While real estate financing is still available, it is about to become expensive and tightly underwritten – and it will require more equity participation.
Existing loans also are challenging. Troubled but performing loans and nonperforming loans are at levels unheard of since the 1980s recession. Some developers may seek to restructure their loans, while others may seek loan workouts.
Understanding the difference is important.
Restructured transactions modify a currently performing loan or a loan that can become performing. In essence, lenders will consider restructuring loans if a borrower can show potential success.
Alternatively, workout transactions involve nonperforming loans on projects in which no amount of change will achieve the parties’ expectations. A workout deal is really an agreed-upon exit strategy.

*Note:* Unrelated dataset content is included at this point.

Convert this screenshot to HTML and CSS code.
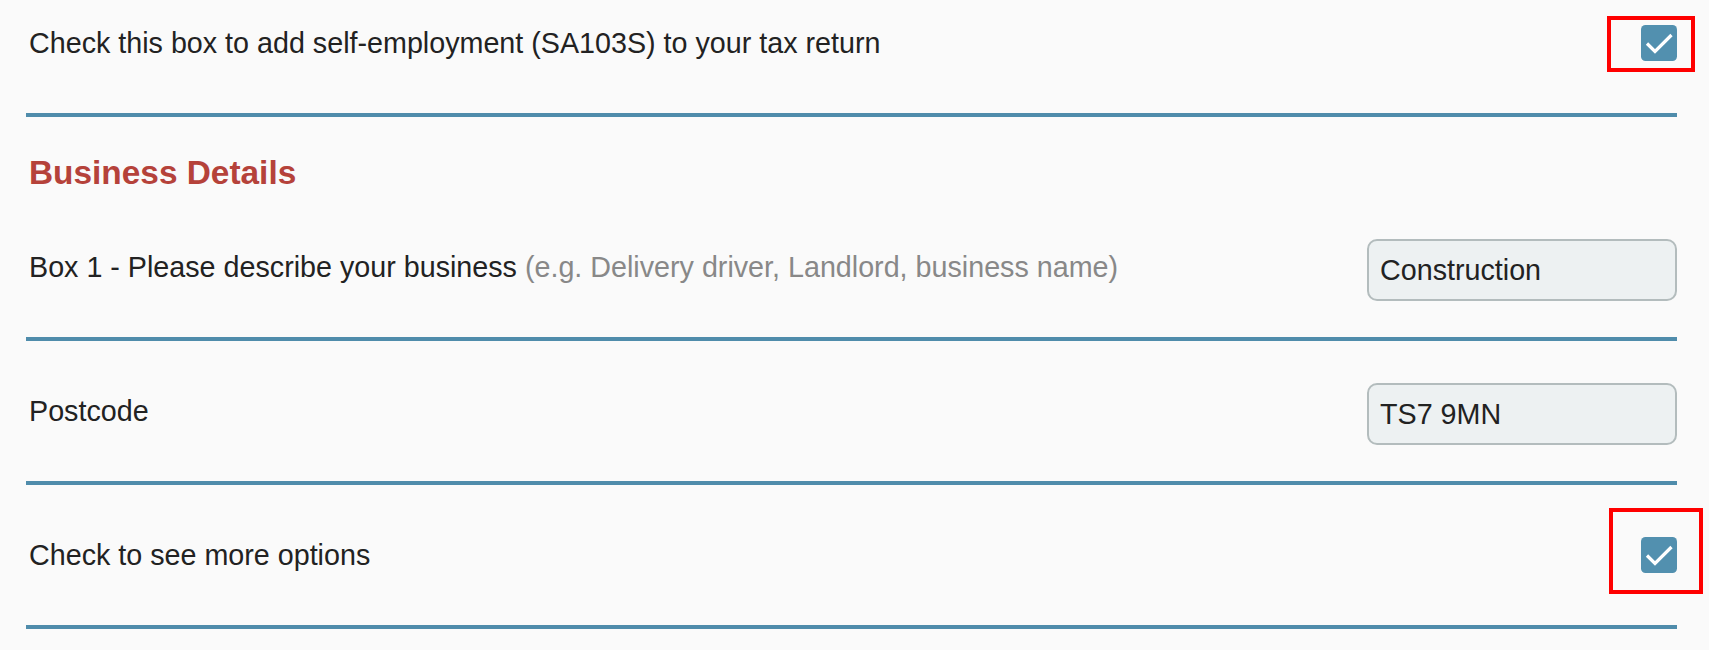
FILE: index.html
```html
<!DOCTYPE html>
<html lang="en">
<head>
<meta charset="utf-8">
<title>Self-employment</title>
<link rel="stylesheet" href="styles.css">
</head>
<body>
<div class="form">
  <div class="row row-first">
    <span class="label">Check this box to add self-employment (SA103S) to your tax return</span>
    <span class="check">
      <span class="mark mark-a"></span>
      <svg class="box" viewBox="0 0 36 36" width="36" height="36"><rect width="36" height="36" rx="4.5" fill="#5290af"/><path d="M6 18.5 L14 26.5 L30.5 10" fill="none" stroke="#fff" stroke-width="3.2"/></svg>
    </span>
  </div>
  <h2 class="heading">Business Details</h2>
  <div class="row row-box1">
    <span class="label">Box 1 - Please describe your business <span class="hint">(e.g. Delivery driver, Landlord, business name)</span></span>
    <input class="field" type="text" value="Construction">
  </div>
  <div class="row row-postcode">
    <span class="label">Postcode</span>
    <input class="field" type="text" value="TS7 9MN">
  </div>
  <div class="row row-more">
    <span class="label">Check to see more options</span>
    <span class="check">
      <span class="mark mark-b"></span>
      <svg class="box" viewBox="0 0 36 36" width="36" height="36"><rect width="36" height="36" rx="4.5" fill="#5290af"/><path d="M6 18.5 L14 26.5 L30.5 10" fill="none" stroke="#fff" stroke-width="3.2"/></svg>
    </span>
  </div>
</div>
</body>
</html>
```
FILE: styles.css
```css
html, body {
  margin: 0;
  padding: 0;
  background: #fafafa;
}
body {
  font-family: "Liberation Sans", Arial, sans-serif;
  color: #222;
}
.form {
  margin-left: 26px;
  width: 1651px;
}
.row {
  display: flex;
  align-items: center;
  justify-content: space-between;
  border-bottom: 4px solid #4f8cab;
  font-size: 28.7px;
  line-height: 33px;
}
.label {
  padding-left: 3px;
}
.row-first { padding: 25px 0 52px; }
.row-box1 { padding: 47px 0 36px; }
.row-postcode { padding: 42px 0 36px; }
.row-more { padding: 52px 0 52px; }
.row-box1 .label,
.row-postcode .label { padding-bottom: 6px; }
.hint { color: #888; }
.heading {
  margin: 37px 0 0;
  padding-left: 3px;
  font-size: 33.4px;
  line-height: 38px;
  font-weight: bold;
  color: #b5423a;
}
.field {
  box-sizing: border-box;
  width: 310px;
  height: 62px;
  margin: 0;
  padding: 0 0 0 11px;
  border: 2px solid #b3bcbd;
  border-radius: 10px;
  background: #edf1f2;
  font-family: "Liberation Sans", Arial, sans-serif;
  font-size: 28.7px;
  color: #222;
  outline: none;
}
.check {
  position: relative;
  display: block;
  width: 36px;
  height: 36px;
}
.box { display: block; }
.mark {
  position: absolute;
  box-sizing: border-box;
  border: 4px solid #f00;
}
.mark-a { left: -34px; top: -9px; width: 88px; height: 56px; }
.mark-b { left: -32px; top: -29px; width: 94px; height: 86px; }
```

A lender looks at two major issues when deciding how to proceed – borrower trust and the cause of default. If a lender trusts and has confidence in a borrower, a restructure or workout is more likely to occur. If the source of the situation is beyond the borrower’s control (e.g., the market for new homes has fallen flat and is not expected to recover soon), there is little reason to restructure a deal, but a workout may be in the cards.
But if the borrower is at fault – robbing Peter to pay Paul – even a workout makes little sense.
What to expect
The lender will look at a borrower’s other projects to see how they are performing and how they interrelate. The borrower must provide accurate and complete financial statements, which will be carefully examined.
In most restructure deals, the lender will look at issues of project control and may adjust operational and financial parameters and the frequency of reporting on these areas. When default is due to an interruption of cash flow and better financial conditions are expected to occur, loan terms may be modified.
Changes may include an extended term for repayment, payment forbearance for a limited time, reduction in the interest rate (followed by an increased rate later in the term), an advancement of additional loan funds or a demand for additional collateral.
Lenders will seek additional collateral in the form of personal guarantees, control rights of escrows, direct payment of rents and the like. They may require termination of “insider” property management contracts.
If the value of the collateral has changed since the loan was underwritten, lenders may seek a mortgage or trust deed against unencumbered property not related to the loan. If the original loan was nonrecourse, the lender will demand recourse liability.
In the end, the terms of a restructure transaction will aim to provide an environment of success for the borrower and an environment of greater security for the lender.
Working it out
The workout is an altogether different animal – an exit strategy rather than a recovery strategy. In effect, it serves as an alternative to foreclosure or bankruptcy. Some workouts involve a change in management, surrender of possession by the borrower or appointment of a receiver.
Other approaches may require the borrower to provide a deed in lieu of foreclosure, which may not be advisable if junior liens and encumbrances have come into place since the original loan was made. In this case a “friendly” foreclosure may be in order.
When all else fails, a lender may consider instituting bankruptcy proceedings. In most cases this will require cooperation of other creditors.
We have entered into a new credit world. It is one in which defaulting developers and real estate investors need to be prepared to deal with lenders who have much less tolerance for default and fewer alternatives for restructuring deals. But lenders will continue to value the trust aspect of the lending relationship and their own confidence that you will weather the storm.